■ Instruction
Using the listing below, please gather every line containing the word "size".

>> Begin Stored data

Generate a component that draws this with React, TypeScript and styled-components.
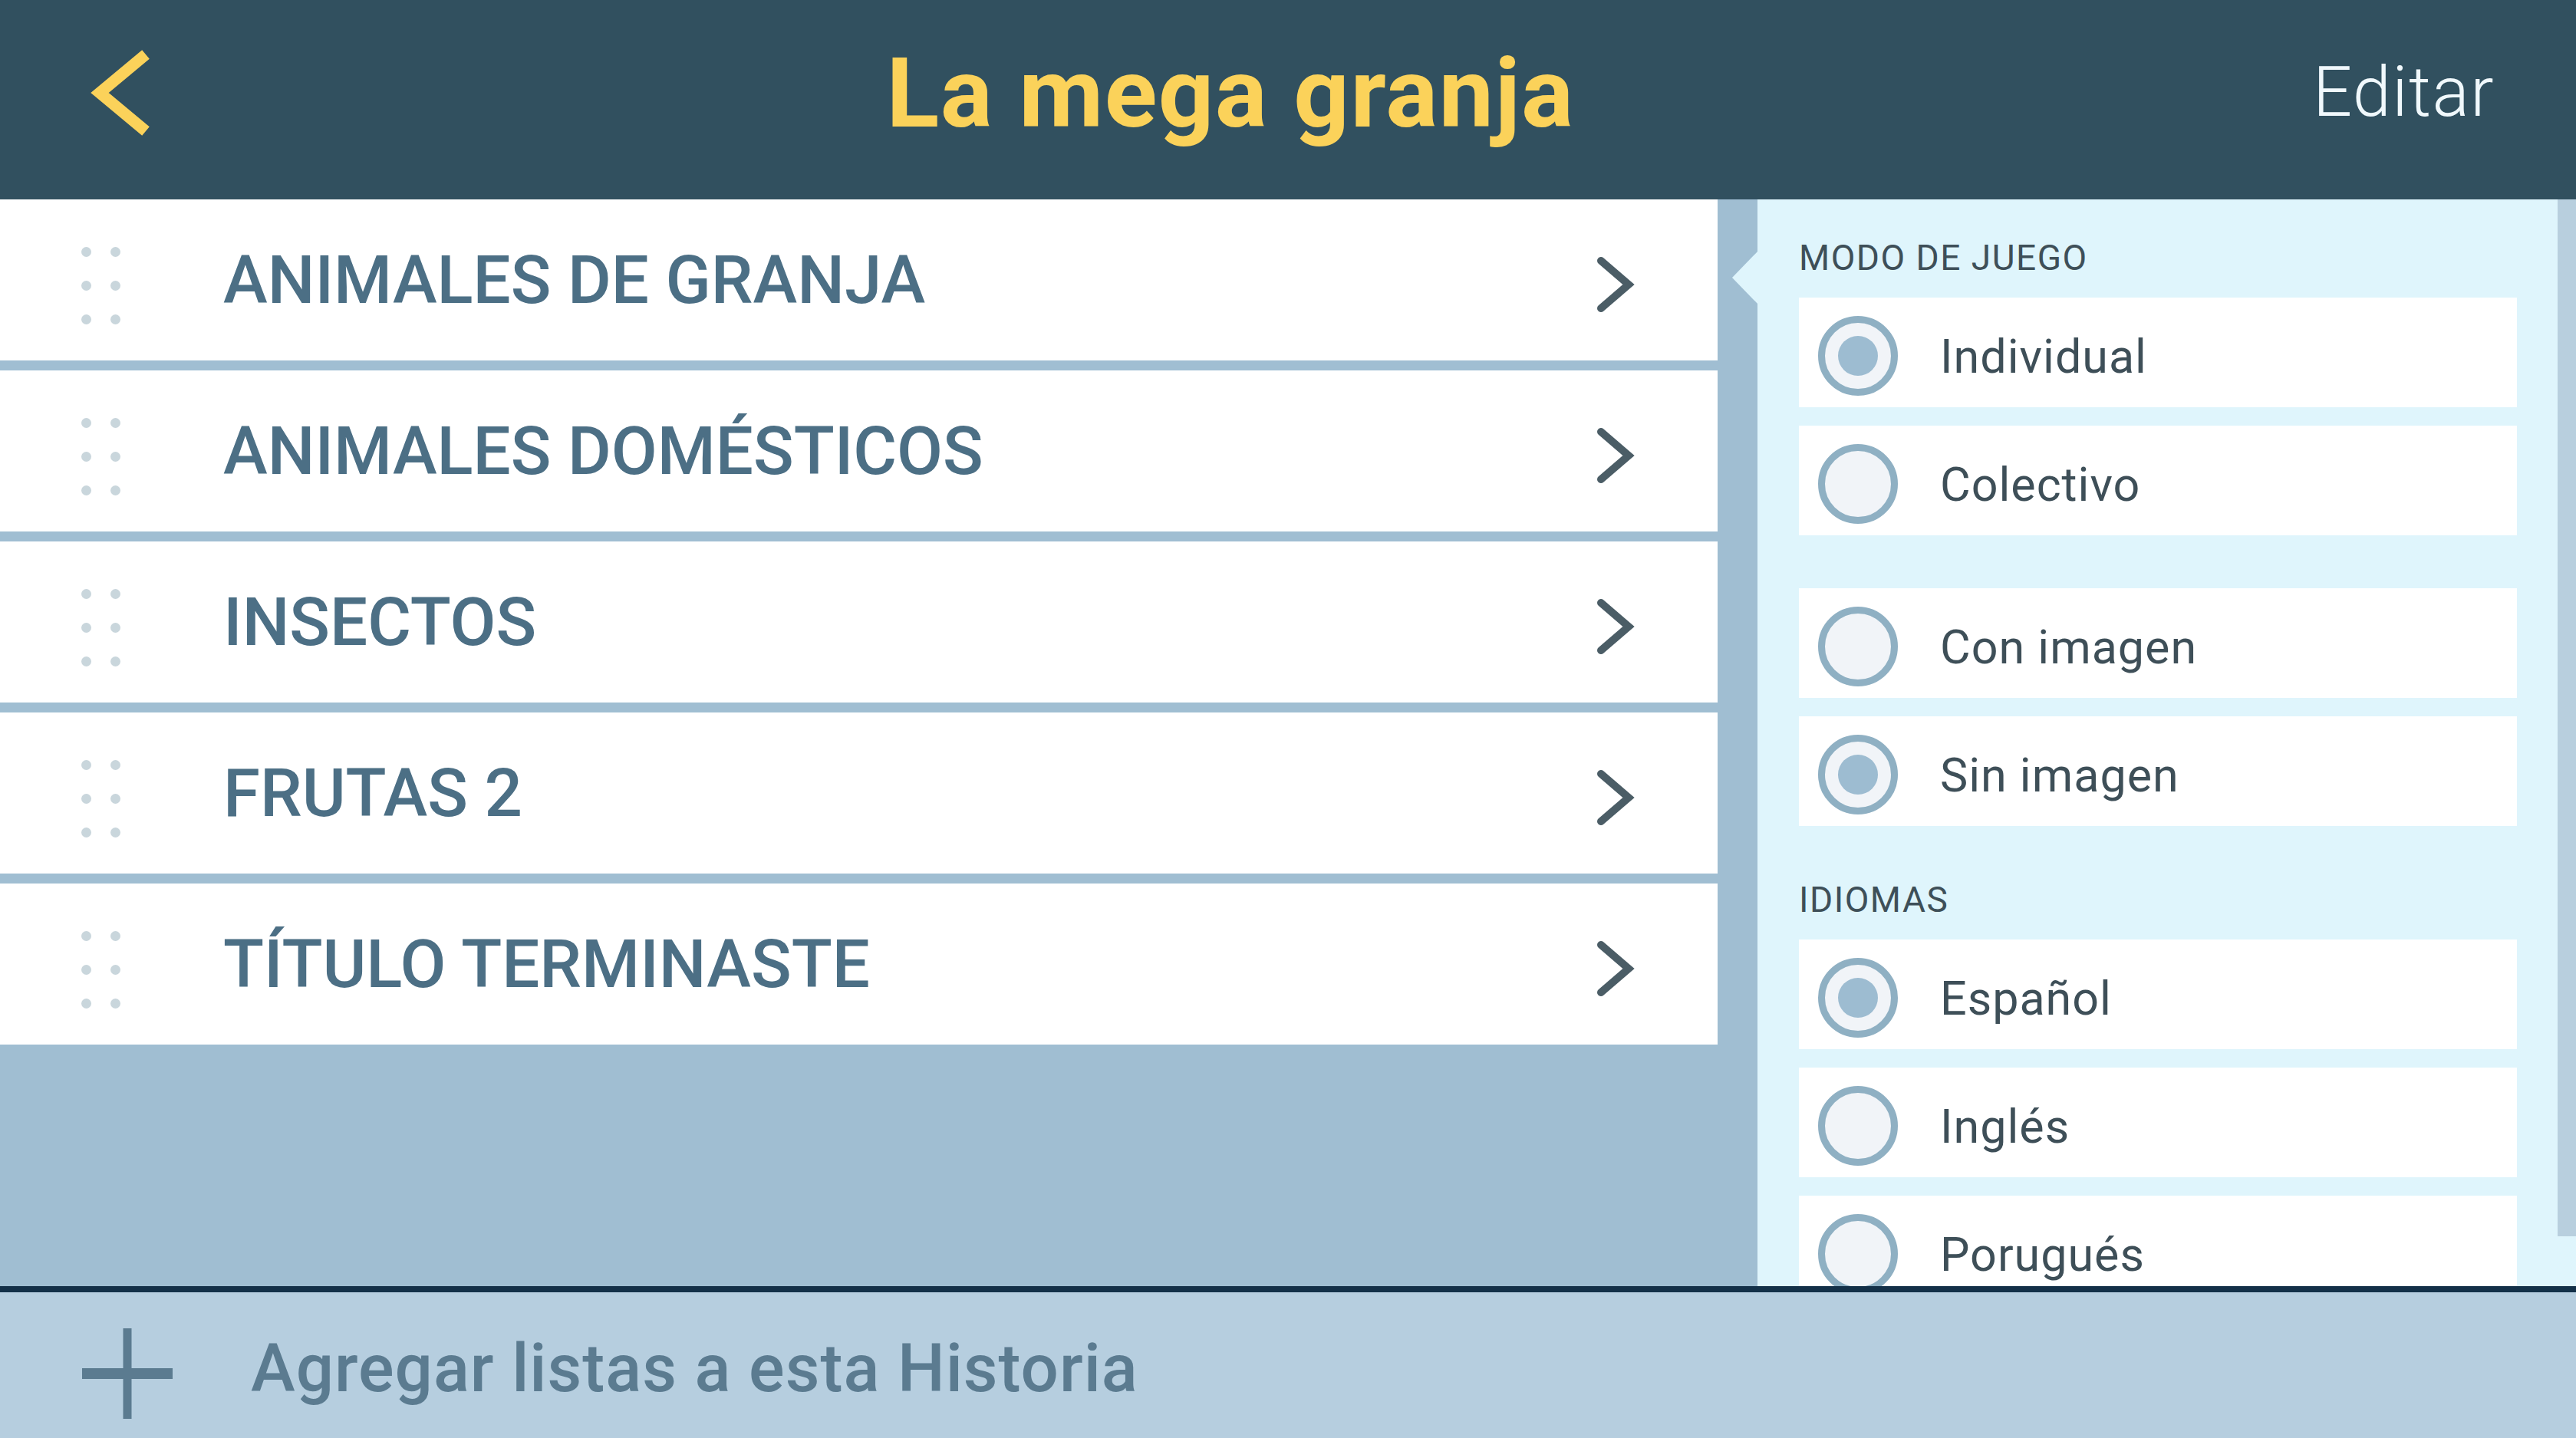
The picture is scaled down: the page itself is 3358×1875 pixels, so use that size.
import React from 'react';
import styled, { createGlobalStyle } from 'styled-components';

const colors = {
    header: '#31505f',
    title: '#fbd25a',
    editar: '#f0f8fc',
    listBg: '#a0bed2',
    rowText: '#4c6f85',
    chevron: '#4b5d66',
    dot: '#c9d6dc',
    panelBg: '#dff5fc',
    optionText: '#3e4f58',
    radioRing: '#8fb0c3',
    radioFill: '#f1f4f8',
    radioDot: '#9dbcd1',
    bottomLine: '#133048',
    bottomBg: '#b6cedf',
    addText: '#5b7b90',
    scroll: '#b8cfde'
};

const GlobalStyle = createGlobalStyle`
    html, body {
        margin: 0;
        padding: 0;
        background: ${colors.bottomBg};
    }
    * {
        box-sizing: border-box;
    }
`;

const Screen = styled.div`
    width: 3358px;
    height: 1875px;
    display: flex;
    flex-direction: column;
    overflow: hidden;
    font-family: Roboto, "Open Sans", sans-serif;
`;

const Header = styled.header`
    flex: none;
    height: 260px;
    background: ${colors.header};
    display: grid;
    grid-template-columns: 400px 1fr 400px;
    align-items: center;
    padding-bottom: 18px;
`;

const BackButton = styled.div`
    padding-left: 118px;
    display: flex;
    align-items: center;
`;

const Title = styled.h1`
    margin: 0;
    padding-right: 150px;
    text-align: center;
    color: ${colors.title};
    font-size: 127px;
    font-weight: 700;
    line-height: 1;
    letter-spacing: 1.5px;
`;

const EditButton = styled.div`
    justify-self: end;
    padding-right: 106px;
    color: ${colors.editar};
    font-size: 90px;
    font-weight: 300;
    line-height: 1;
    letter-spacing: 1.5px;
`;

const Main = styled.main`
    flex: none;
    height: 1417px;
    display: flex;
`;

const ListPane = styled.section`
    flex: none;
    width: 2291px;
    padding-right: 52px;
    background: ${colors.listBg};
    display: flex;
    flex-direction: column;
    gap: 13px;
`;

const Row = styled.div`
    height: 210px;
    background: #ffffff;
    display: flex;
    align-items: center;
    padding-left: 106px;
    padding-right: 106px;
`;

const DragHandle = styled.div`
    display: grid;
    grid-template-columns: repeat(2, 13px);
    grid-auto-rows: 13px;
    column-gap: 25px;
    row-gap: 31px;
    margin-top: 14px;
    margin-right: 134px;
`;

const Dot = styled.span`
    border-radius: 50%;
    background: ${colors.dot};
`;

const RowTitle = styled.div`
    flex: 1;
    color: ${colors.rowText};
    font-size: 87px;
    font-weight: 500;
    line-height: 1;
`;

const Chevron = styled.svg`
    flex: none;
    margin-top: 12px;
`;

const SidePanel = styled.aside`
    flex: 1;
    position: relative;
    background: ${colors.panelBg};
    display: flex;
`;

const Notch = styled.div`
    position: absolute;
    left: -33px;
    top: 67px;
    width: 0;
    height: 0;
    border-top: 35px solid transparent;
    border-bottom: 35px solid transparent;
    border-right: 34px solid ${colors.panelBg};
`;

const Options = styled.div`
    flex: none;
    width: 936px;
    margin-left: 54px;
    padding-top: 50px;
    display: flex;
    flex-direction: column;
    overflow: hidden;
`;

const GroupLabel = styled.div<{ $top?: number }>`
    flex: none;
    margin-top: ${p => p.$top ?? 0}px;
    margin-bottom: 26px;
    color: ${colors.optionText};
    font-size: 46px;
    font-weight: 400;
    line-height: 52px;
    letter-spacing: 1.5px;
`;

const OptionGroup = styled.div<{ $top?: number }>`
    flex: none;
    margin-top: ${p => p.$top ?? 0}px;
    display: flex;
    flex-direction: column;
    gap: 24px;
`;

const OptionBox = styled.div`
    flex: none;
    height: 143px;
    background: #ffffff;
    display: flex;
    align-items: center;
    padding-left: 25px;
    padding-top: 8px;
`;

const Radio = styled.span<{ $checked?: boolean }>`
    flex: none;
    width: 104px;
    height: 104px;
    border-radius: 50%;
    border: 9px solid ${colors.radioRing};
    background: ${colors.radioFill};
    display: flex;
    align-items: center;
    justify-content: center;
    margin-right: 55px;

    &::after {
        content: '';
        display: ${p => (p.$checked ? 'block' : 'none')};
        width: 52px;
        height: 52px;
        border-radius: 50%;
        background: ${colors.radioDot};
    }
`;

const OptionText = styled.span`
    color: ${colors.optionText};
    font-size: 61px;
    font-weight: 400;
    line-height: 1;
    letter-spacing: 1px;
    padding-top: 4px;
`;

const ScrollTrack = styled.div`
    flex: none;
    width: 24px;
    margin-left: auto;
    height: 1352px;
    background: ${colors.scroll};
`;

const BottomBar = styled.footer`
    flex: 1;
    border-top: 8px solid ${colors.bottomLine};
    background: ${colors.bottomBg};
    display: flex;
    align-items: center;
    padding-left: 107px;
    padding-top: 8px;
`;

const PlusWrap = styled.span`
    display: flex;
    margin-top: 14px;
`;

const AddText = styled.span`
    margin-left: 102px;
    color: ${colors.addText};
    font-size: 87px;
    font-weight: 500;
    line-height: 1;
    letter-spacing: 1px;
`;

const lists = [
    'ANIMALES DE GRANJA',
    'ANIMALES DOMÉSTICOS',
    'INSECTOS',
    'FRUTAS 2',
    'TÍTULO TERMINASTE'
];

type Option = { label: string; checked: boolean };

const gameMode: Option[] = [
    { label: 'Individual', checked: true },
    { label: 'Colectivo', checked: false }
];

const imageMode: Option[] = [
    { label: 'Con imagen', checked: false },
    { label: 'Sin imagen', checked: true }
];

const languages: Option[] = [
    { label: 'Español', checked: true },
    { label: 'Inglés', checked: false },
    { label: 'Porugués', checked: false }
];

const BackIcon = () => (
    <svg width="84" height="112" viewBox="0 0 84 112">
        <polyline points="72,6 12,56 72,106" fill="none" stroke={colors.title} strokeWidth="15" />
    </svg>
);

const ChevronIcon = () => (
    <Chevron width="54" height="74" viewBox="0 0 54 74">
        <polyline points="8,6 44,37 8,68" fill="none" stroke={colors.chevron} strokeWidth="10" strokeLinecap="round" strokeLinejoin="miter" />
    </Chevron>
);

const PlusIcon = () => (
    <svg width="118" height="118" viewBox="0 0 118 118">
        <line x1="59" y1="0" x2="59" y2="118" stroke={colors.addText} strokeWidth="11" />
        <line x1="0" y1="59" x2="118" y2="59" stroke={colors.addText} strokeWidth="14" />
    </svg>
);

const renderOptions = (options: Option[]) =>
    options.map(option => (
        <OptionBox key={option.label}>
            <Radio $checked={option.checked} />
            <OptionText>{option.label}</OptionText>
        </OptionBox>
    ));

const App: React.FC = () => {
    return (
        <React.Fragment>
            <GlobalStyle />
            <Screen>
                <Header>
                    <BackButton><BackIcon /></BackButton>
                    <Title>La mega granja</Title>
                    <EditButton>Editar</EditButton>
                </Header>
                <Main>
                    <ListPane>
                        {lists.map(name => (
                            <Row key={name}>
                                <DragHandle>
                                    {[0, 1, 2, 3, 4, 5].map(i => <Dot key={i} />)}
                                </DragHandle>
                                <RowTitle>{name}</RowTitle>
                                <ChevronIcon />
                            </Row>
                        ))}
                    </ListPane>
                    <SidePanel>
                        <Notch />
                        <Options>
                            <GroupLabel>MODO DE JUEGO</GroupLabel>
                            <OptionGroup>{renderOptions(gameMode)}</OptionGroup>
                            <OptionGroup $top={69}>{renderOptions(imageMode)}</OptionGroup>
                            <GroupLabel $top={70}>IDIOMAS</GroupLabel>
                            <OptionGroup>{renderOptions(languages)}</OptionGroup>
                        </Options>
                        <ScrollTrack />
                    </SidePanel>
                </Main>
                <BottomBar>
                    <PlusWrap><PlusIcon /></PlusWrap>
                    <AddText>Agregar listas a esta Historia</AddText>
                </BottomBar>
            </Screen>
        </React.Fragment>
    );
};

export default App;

>> End Stored data

■ The response
The picture is scaled down: the page itself is 3358×1875 pixels, so use that size.
    font-size: 127px;
    font-size: 90px;
    font-size: 87px;
    font-size: 46px;
    font-size: 61px;
    font-size: 87px;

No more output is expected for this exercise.